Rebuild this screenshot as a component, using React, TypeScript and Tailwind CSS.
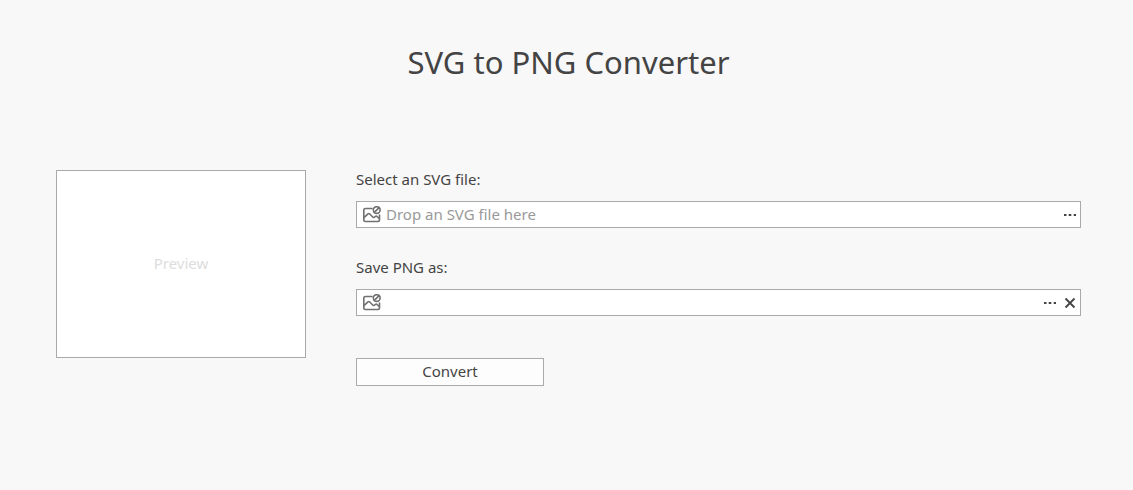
import { useRef, useState } from "react";
import type { DragEvent } from "react";

function ImageIcon() {
  return (
    <svg className="ml-1.5 size-[18px] shrink-0" viewBox="0 0 18 18" fill="none" stroke="#707070" strokeWidth="1.6" strokeLinejoin="round" strokeLinecap="round" aria-hidden="true">
      <path d="M9 2.5H2.5A1.7 1.7 0 0 0 .8 4.2v9.6a1.7 1.7 0 0 0 1.7 1.7h12.3a1.7 1.7 0 0 0 1.7-1.7V9" />
      <path d="M1.2 11.4 5 7.8c.5-.4 1-.4 1.5 0l3.4 3.4c.5.4 1 .4 1.5 0l1-.9c.5-.4 1-.4 1.5 0l2.4 2.2" />
      <circle cx="13.7" cy="4" r="3.4" />
      <path d="M11.3 6.4 16.1 1.6" />
    </svg>
  );
}

function DotsIcon() {
  return (
    <svg className="h-2 w-3.5" viewBox="0 0 14 8" fill="#444" aria-hidden="true">
      <path d="M1 3h2.5v2H1zM5.7 3h2.6v2H5.7zM10.7 3h2.3v2h-2.3z" />
    </svg>
  );
}

function CloseIcon() {
  return (
    <svg className="size-3" viewBox="0 0 12 12" stroke="#444" strokeWidth="1.8" aria-hidden="true">
      <path d="m1.5 1.5 9 9M10.5 1.5l-9 9" />
    </svg>
  );
}

export default function App() {
  const [source, setSource] = useState("");
  const [target, setTarget] = useState("");
  const picker = useRef<HTMLInputElement>(null);

  const drop = (event: DragEvent) => {
    event.preventDefault();
    setSource(event.dataTransfer.files[0]?.name ?? "");
  };

  return (
    <main className="min-h-screen bg-[#f8f8f8] px-[52px] pt-10 pb-12 font-['Noto_Sans','Open_Sans',sans-serif] text-[15px] text-[#444]">
      <h1 className="pl-1 text-center text-[31px] leading-[44px]">SVG to PNG Converter</h1>
      <div className="mt-[86px] flex items-start gap-[50px] pl-1">
        <div className="flex h-[188px] w-[250px] shrink-0 items-center justify-center border border-[#aaa] bg-white pb-0.5 text-[#ddd]">Preview</div>
        <form className="min-w-0 flex-1" onSubmit={(event) => event.preventDefault()}>
          <label htmlFor="source" className="block leading-[18px]">Select an SVG file:</label>
          <div className="mt-[13px] flex h-[27px] items-center border border-[#aaa] bg-white" onDrop={drop} onDragOver={(event) => event.preventDefault()}>
            <ImageIcon />
            <input id="source" value={source} onChange={(event) => setSource(event.target.value)} placeholder="Drop an SVG file here" className="min-w-0 flex-1 pl-[5px] outline-none placeholder:text-[#999]" />
            <button type="button" aria-label="Browse for an SVG file" className="px-[3px]" onClick={() => picker.current?.click()}><DotsIcon /></button>
            <input ref={picker} type="file" accept=".svg" hidden onChange={(event) => setSource(event.target.files?.[0]?.name ?? "")} />
          </div>
          <label htmlFor="target" className="mt-[30px] block leading-[18px]">Save PNG as:</label>
          <div className="mt-[13px] flex h-[27px] items-center border border-[#aaa] bg-white">
            <ImageIcon />
            <input id="target" value={target} onChange={(event) => setTarget(event.target.value)} className="min-w-0 flex-1 pl-[5px] outline-none" />
            <button type="button" aria-label="Choose where to save" className="px-[3px]" onClick={() => setTarget("image.png")}><DotsIcon /></button>
            <button type="button" aria-label="Clear" className="px-1" onClick={() => setTarget("")}><CloseIcon /></button>
          </div>
          <button type="submit" className="mt-[42px] flex h-7 w-[188px] items-center justify-center border border-[#aaa] bg-[#fdfdfd] pb-0.5">Convert</button>
        </form>
      </div>
    </main>
  );
}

-------

_PROMPT_. Write out each line again precisely as it appears, skipping every picture.

_SOLUTION TO THIS PROBLEM_.
Rebuild this screenshot as a component, using React, TypeScript and Tailwind CSS.
import { useRef, useState } from "react";
import type { DragEvent } from "react";

function ImageIcon() {
  return (
    <svg className="ml-1.5 size-[18px] shrink-0" viewBox="0 0 18 18" fill="none" stroke="#707070" strokeWidth="1.6" strokeLinejoin="round" strokeLinecap="round" aria-hidden="true">
      <path d="M9 2.5H2.5A1.7 1.7 0 0 0 .8 4.2v9.6a1.7 1.7 0 0 0 1.7 1.7h12.3a1.7 1.7 0 0 0 1.7-1.7V9" />
      <path d="M1.2 11.4 5 7.8c.5-.4 1-.4 1.5 0l3.4 3.4c.5.4 1 .4 1.5 0l1-.9c.5-.4 1-.4 1.5 0l2.4 2.2" />
      <circle cx="13.7" cy="4" r="3.4" />
      <path d="M11.3 6.4 16.1 1.6" />
    </svg>
  );
}

function DotsIcon() {
  return (
    <svg className="h-2 w-3.5" viewBox="0 0 14 8" fill="#444" aria-hidden="true">
      <path d="M1 3h2.5v2H1zM5.7 3h2.6v2H5.7zM10.7 3h2.3v2h-2.3z" />
    </svg>
  );
}

function CloseIcon() {
  return (
    <svg className="size-3" viewBox="0 0 12 12" stroke="#444" strokeWidth="1.8" aria-hidden="true">
      <path d="m1.5 1.5 9 9M10.5 1.5l-9 9" />
    </svg>
  );
}

export default function App() {
  const [source, setSource] = useState("");
  const [target, setTarget] = useState("");
  const picker = useRef<HTMLInputElement>(null);

  const drop = (event: DragEvent) => {
    event.preventDefault();
    setSource(event.dataTransfer.files[0]?.name ?? "");
  };

  return (
    <main className="min-h-screen bg-[#f8f8f8] px-[52px] pt-10 pb-12 font-['Noto_Sans','Open_Sans',sans-serif] text-[15px] text-[#444]">
      <h1 className="pl-1 text-center text-[31px] leading-[44px]">SVG to PNG Converter</h1>
      <div className="mt-[86px] flex items-start gap-[50px] pl-1">
        <div className="flex h-[188px] w-[250px] shrink-0 items-center justify-center border border-[#aaa] bg-white pb-0.5 text-[#ddd]">Preview</div>
        <form className="min-w-0 flex-1" onSubmit={(event) => event.preventDefault()}>
          <label htmlFor="source" className="block leading-[18px]">Select an SVG file:</label>
          <div className="mt-[13px] flex h-[27px] items-center border border-[#aaa] bg-white" onDrop={drop} onDragOver={(event) => event.preventDefault()}>
            <ImageIcon />
            <input id="source" value={source} onChange={(event) => setSource(event.target.value)} placeholder="Drop an SVG file here" className="min-w-0 flex-1 pl-[5px] outline-none placeholder:text-[#999]" />
            <button type="button" aria-label="Browse for an SVG file" className="px-[3px]" onClick={() => picker.current?.click()}><DotsIcon /></button>
            <input ref={picker} type="file" accept=".svg" hidden onChange={(event) => setSource(event.target.files?.[0]?.name ?? "")} />
          </div>
          <label htmlFor="target" className="mt-[30px] block leading-[18px]">Save PNG as:</label>
          <div className="mt-[13px] flex h-[27px] items-center border border-[#aaa] bg-white">
            <ImageIcon />
            <input id="target" value={target} onChange={(event) => setTarget(event.target.value)} className="min-w-0 flex-1 pl-[5px] outline-none" />
            <button type="button" aria-label="Choose where to save" className="px-[3px]" onClick={() => setTarget("image.png")}><DotsIcon /></button>
            <button type="button" aria-label="Clear" className="px-1" onClick={() => setTarget("")}><CloseIcon /></button>
          </div>
          <button type="submit" className="mt-[42px] flex h-7 w-[188px] items-center justify-center border border-[#aaa] bg-[#fdfdfd] pb-0.5">Convert</button>
        </form>
      </div>
    </main>
  );
}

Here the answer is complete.